#### Exercise
Pick out each line containing the string "components" and copy it.

## start Supplied data

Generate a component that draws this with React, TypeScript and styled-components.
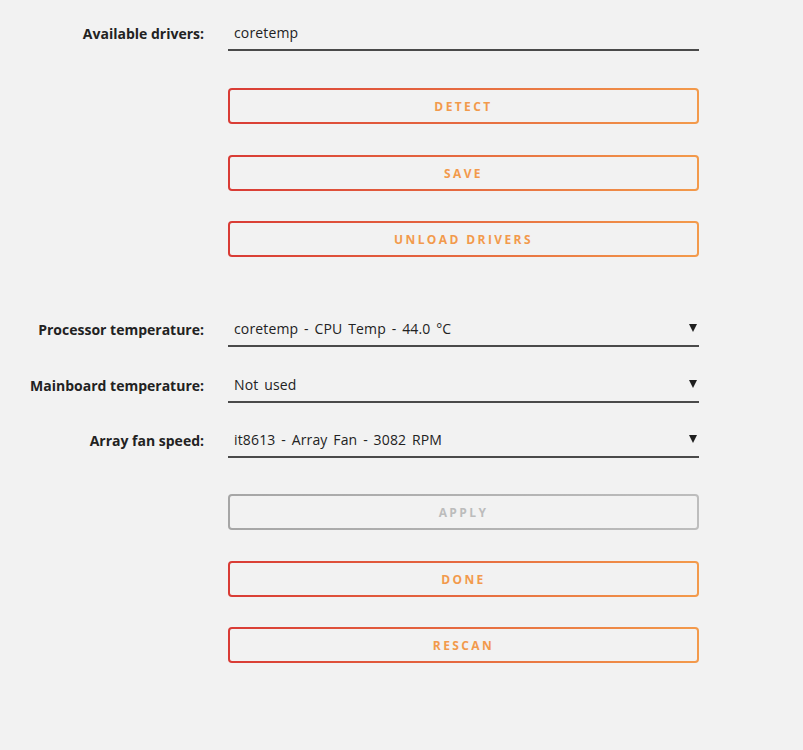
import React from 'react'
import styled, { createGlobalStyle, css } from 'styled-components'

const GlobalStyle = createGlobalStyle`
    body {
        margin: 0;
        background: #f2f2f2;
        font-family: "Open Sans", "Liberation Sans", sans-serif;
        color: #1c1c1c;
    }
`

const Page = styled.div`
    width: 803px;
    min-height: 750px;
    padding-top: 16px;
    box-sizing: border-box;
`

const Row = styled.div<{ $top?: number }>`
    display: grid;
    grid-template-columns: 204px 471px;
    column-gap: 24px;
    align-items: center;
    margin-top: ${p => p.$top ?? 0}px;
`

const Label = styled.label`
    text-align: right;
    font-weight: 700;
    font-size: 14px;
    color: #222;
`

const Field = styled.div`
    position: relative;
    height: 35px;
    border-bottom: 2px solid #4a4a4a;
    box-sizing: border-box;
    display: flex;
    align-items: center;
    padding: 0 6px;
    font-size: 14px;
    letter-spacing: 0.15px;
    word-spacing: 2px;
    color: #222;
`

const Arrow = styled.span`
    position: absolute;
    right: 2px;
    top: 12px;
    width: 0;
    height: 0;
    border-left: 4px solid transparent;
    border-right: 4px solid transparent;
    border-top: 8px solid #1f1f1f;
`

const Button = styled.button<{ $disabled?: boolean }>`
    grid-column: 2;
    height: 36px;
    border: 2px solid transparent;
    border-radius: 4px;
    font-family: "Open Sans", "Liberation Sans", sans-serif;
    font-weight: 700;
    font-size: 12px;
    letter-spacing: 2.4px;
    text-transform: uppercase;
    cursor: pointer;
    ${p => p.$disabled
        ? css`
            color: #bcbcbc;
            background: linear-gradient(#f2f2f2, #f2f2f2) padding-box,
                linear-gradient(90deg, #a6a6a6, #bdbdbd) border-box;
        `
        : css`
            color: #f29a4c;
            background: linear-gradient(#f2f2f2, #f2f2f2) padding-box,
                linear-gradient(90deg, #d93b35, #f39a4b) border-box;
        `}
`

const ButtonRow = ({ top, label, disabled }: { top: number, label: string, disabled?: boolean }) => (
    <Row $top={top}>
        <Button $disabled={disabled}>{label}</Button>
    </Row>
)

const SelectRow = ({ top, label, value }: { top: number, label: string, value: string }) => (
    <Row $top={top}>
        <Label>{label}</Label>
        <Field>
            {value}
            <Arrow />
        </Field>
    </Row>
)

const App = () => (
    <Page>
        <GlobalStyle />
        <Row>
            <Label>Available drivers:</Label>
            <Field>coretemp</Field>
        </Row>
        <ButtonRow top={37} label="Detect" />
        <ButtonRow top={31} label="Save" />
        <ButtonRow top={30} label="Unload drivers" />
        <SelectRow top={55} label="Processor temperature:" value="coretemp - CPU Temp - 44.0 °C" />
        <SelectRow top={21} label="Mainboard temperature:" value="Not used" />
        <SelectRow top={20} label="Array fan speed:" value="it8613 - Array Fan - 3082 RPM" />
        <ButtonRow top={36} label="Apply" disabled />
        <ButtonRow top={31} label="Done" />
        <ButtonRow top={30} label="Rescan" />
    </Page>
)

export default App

## end Supplied data

#### Output of the task
Generate a component that draws this with React, TypeScript and styled-components.
import styled, { createGlobalStyle, css } from 'styled-components'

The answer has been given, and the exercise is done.